La presenza di Caviglia non può tuttavia essere interpretata in senso criminalmente strumentale al pagamento della tangente di 300 milioni di lire in relazione alla lottizzazione di San Bernardino, per la semplice ragione che di siffatta tangente manca la prova. Che la presenza di Caviglia vada ricollegata alle  numerose irregolarità edilizie che si sarebbero verificate in quel periodo è ancora da dimostrare; inoltre la persona del Caviglia non risultà, né alla stregua della sua funzione, né alla luce del contenuto delle notizie raccolte.

Circa l’appartenenza occulta del Caviglia alla società che gestiva Il Covo e la pizzeria Mamma Mia, si possono formulare considerazioni analoghe a quelle già svolte a proposito di Bottino, in ordine alla non compatibilità deontologica fra lo svolgimento di attività commerciali a siffatti livelli e la qualità di pubblico amministratore, alla quale devesi aggiungere per il Caviglia, la non compatibilità giuridica di qualsiasi attività commerciale svolta in prima persona  rispetto alla qualità di funzionario presso la Regione Liguria. Ma la partecipazione, tra l’altro,


Caviglia  con gli avvocati Ruffino e Ramella, il giornalista Del Santo

più che formale, ad un’attività per sua natura non illecita in se stessa, non significa imprenditorialità illegale…

Altro problema è quello della eventuale illecita provenienza del capitale impiegato dal Caviglia..ma va sottolineato che in dibattimento non sono emerse condotte caratterizzate da rilevanza penale. E va rimarcata l’estraneità del Caviglia all’articolato sistema societario del quale il Teardo, il Capello, il Gaggero ed altri imputati si servivano per il reimpiego dei profitti illecitamente conseguiti.

MASSONE ISCRITTO

A DUE OBBEDIENZE

Circa l’affiliazione ad una loggia massonica non occorrerebbe spendere ulteriori parole a quanto  già osservato al proposito in termini più generali.

Merita tuttavia di essere segnalata la gratuità del riferimento al passaggio del Caviglia  da una all’altra obbedienza del quale non si desume alcuna prova, né dalle dichiarazioni dell’imputato, né da alcuna altra fonte processuale.
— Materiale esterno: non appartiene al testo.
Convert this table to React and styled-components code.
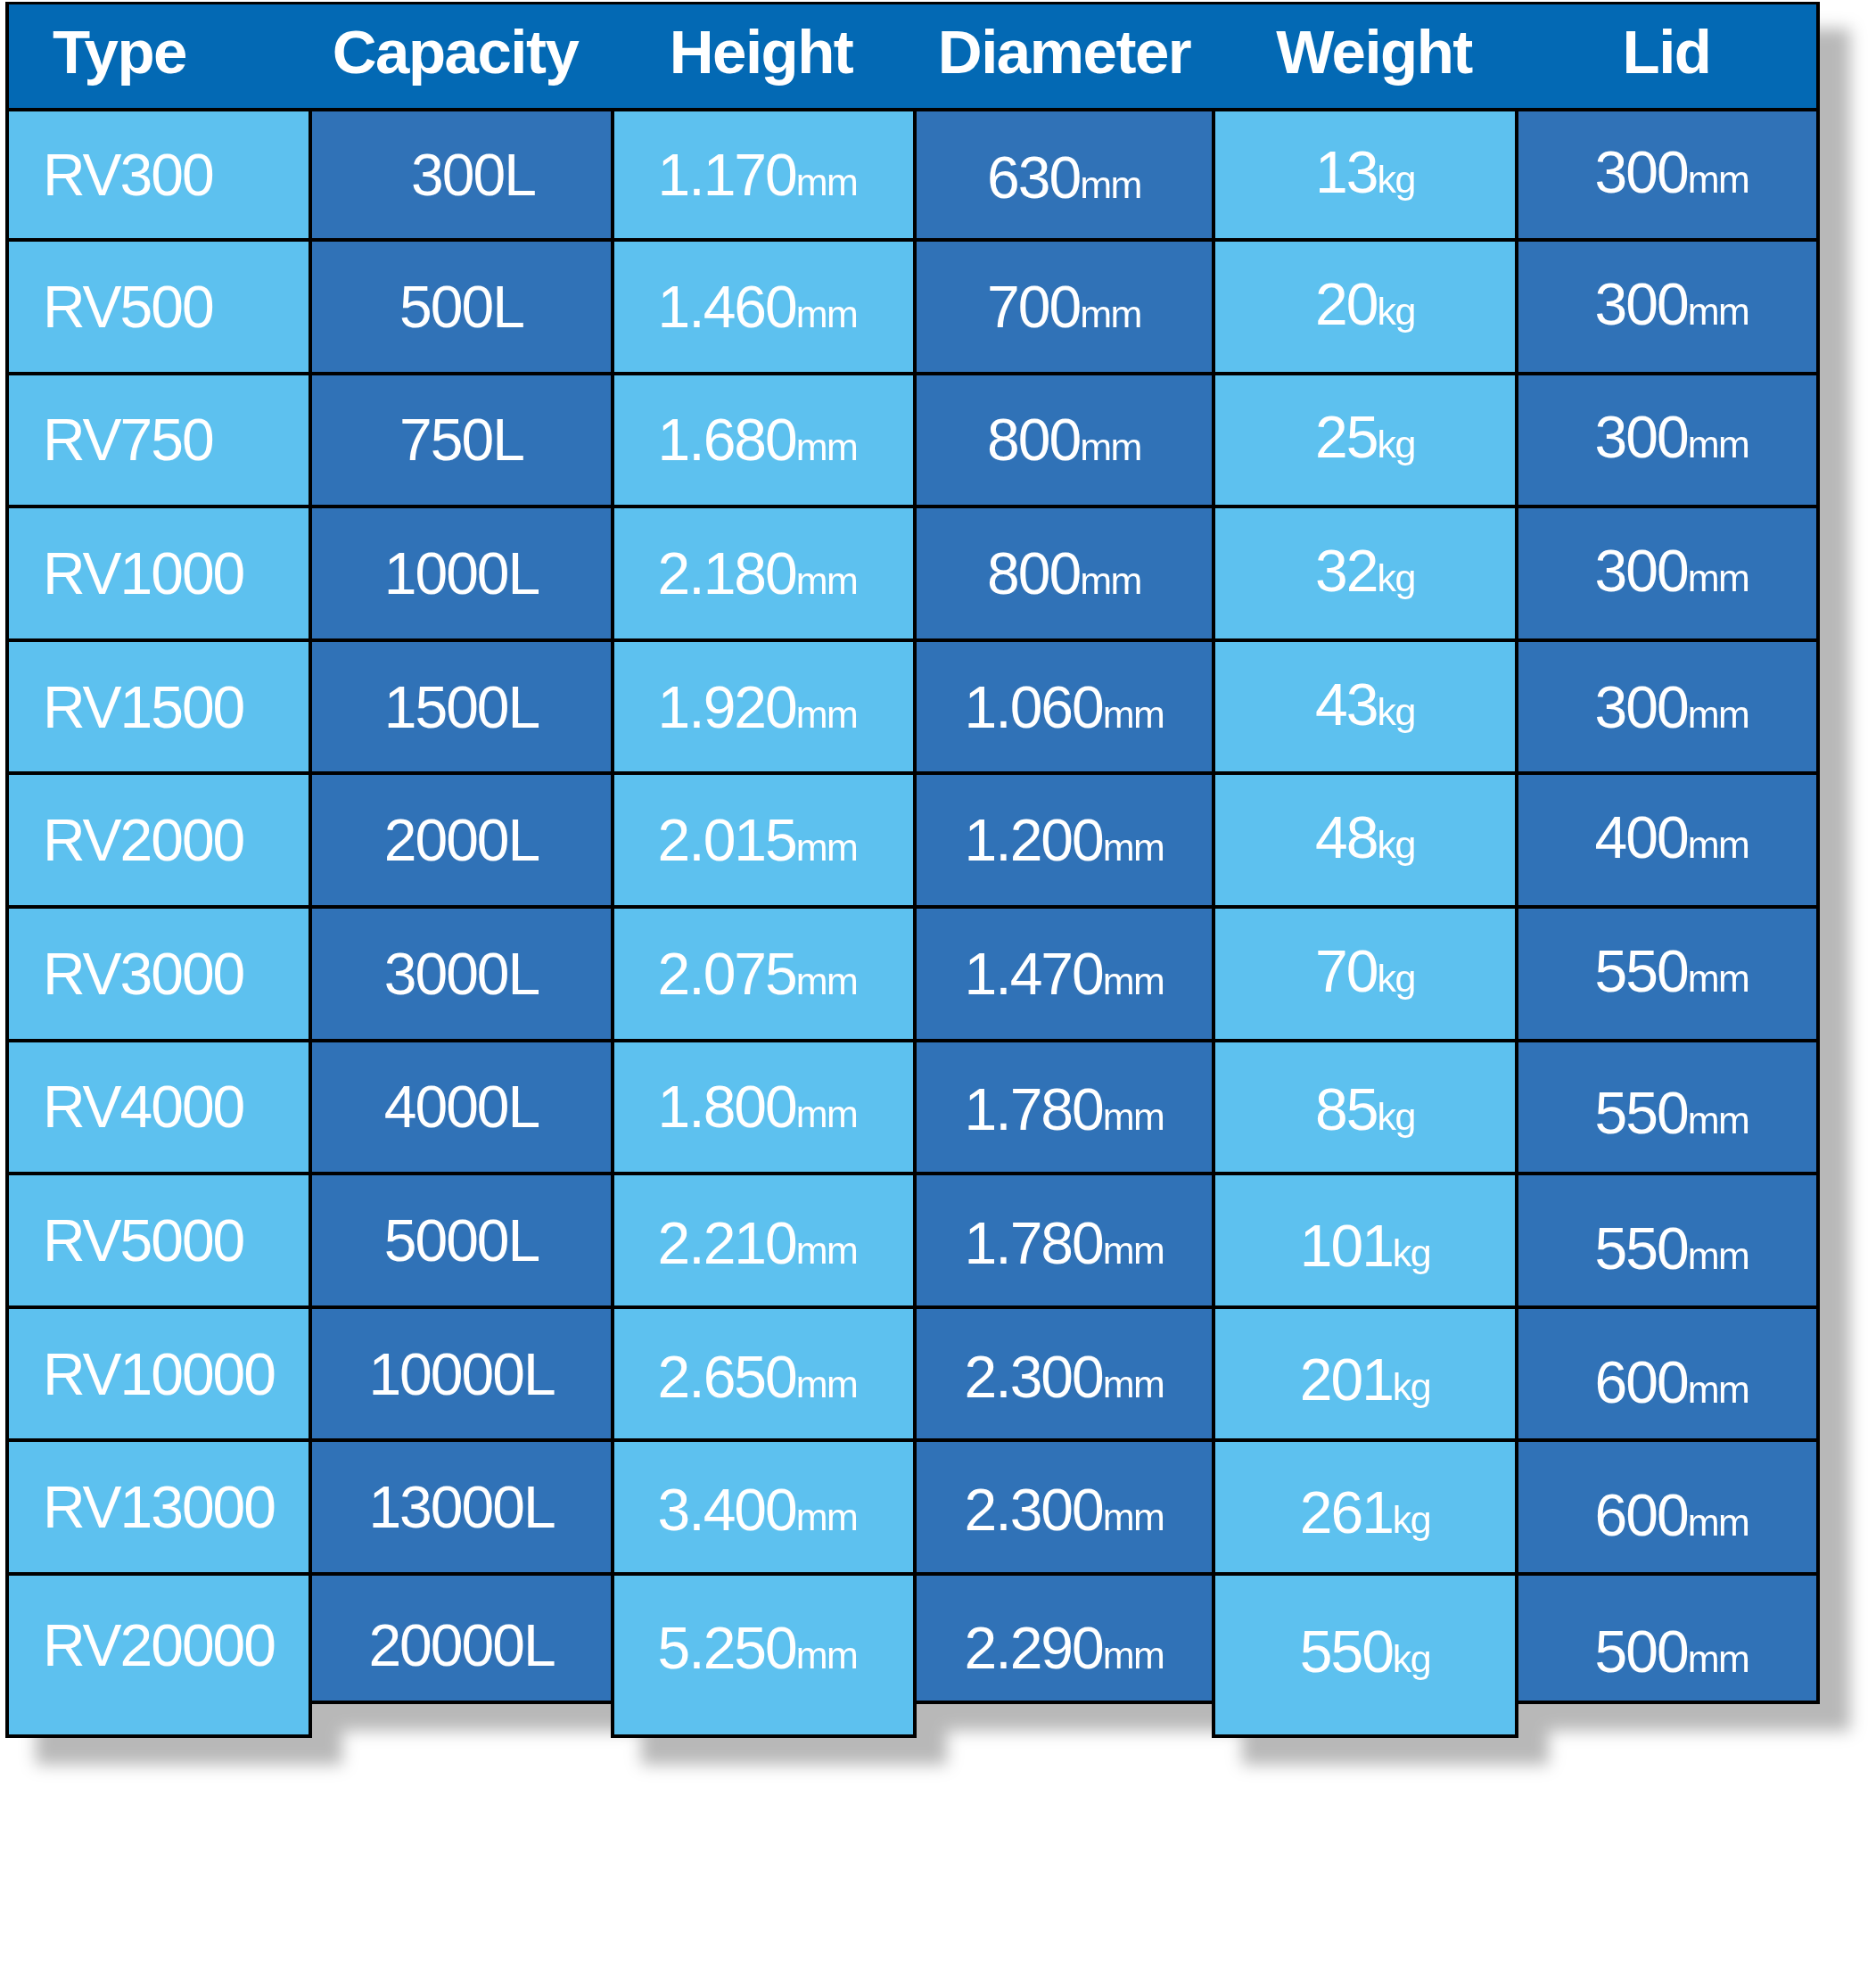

Il “ritenuto dimostrato legame di Caviglia con Federico Casanova, peraltro citato  soltanto in ordine alla gestione calore dell’Iacp alla cui attività Caviglia è sempre rimasto estraneo, si fonda sulle dichiarazioni del teste Minuto il quale ha dichiarato di aver sentito dire dal Casanova che Caviglia era stato gratificato con buoni benzina gratuiti per 2000 litri di carburante. La prova non esiste.
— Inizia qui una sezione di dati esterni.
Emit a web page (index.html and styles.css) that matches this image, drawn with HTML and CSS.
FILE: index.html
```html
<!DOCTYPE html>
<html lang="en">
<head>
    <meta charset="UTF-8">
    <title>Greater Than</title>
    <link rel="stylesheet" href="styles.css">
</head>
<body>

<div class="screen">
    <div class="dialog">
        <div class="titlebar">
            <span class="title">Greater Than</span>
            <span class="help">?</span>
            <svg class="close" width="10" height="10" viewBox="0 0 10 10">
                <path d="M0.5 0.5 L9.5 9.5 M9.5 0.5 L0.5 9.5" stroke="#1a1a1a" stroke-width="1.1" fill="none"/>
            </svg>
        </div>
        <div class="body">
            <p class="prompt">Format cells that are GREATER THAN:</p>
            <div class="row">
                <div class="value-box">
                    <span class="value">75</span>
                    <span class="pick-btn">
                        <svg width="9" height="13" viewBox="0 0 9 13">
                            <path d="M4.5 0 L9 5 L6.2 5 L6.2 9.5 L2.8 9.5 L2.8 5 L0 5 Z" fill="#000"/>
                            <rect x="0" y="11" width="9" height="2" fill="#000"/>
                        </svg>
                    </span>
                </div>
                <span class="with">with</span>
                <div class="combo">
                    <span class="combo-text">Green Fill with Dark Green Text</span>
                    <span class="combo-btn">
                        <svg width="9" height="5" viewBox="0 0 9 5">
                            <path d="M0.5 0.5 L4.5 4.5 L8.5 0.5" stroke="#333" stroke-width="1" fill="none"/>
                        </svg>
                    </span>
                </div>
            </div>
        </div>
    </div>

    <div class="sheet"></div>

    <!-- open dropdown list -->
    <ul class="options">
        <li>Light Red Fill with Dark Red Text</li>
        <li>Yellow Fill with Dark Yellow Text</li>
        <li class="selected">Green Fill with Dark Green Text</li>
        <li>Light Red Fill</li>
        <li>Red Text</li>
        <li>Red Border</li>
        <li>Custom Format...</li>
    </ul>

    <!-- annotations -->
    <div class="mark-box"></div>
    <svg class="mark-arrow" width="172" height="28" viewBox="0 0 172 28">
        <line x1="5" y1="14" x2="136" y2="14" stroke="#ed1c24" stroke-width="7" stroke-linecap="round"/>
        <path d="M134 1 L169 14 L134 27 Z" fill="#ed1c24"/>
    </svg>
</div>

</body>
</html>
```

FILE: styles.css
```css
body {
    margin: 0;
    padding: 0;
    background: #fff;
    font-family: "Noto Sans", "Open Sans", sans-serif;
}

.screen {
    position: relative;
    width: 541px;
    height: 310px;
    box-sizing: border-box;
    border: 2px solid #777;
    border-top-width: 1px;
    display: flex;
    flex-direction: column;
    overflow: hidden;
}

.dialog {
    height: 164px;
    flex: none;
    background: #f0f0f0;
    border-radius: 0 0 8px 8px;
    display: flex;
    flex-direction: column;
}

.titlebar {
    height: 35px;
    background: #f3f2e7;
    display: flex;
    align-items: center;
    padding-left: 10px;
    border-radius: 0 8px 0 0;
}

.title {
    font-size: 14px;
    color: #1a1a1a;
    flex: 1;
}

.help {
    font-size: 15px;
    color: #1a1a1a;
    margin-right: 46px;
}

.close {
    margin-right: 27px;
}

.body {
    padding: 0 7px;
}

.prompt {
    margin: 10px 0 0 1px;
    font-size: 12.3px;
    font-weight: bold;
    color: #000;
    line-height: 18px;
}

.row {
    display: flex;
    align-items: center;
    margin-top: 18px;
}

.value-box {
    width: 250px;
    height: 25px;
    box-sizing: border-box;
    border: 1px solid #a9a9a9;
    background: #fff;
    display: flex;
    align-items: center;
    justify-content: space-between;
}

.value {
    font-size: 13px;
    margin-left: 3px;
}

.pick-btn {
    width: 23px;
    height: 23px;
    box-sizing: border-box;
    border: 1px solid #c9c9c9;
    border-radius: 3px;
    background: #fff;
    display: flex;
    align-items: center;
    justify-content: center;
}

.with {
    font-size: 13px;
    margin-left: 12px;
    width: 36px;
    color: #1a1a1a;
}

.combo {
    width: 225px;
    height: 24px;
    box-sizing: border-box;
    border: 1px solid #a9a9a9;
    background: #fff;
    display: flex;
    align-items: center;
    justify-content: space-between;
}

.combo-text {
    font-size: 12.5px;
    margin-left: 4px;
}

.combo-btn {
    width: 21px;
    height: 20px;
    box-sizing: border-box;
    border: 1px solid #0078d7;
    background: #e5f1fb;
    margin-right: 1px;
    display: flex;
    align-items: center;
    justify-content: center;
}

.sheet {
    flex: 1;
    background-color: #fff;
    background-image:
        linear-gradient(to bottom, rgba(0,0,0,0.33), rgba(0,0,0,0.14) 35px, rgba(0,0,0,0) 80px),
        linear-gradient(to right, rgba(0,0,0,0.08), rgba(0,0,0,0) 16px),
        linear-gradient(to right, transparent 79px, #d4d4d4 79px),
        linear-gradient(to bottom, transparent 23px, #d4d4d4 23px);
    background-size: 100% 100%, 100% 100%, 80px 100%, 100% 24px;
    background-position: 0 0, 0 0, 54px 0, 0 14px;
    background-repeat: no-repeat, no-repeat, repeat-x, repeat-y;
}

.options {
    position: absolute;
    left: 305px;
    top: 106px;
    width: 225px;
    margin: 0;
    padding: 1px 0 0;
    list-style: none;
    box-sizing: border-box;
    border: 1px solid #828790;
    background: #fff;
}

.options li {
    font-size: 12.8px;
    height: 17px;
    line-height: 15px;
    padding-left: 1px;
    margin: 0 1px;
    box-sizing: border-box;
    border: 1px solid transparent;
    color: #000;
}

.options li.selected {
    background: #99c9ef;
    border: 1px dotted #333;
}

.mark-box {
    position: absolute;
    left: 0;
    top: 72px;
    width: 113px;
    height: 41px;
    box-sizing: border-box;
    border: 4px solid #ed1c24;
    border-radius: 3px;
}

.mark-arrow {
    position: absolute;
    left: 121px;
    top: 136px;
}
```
Come pure l’asserito interessamento del Caviglia ad una lottizzazione nel Comune di Pietra Ligure alla quale erano interessati gli imputati Bongiorni e Vadora.

Non risulta che il Caviglia si sia avvalso scorrettamente  della sua carica, conseguita certamente e ancora una volta in funzione politica, di presidente dell’Acts...

Del fatto di essere stato tramite per il passaggio della somma di tredici milioni e mezzo proveniente da Teardo, il Caviglia ha dato una spiegazione che non ha avuto prova contraria e dunque credibile.

I movimenti bancari facenti capo al Caviglia, infine, non paiono tali da destare particolare sospetto. In particolare non si può condividere l’assunto del giudice istruttore secondo cui essi sarebbero già di per se sintomatici della volontà di nascondere la natura dell’operazione e la provenienza del denaro, ma nulla è emerso nel rapporto finanziario tra Caviglia e Capello, cassiere del clan>.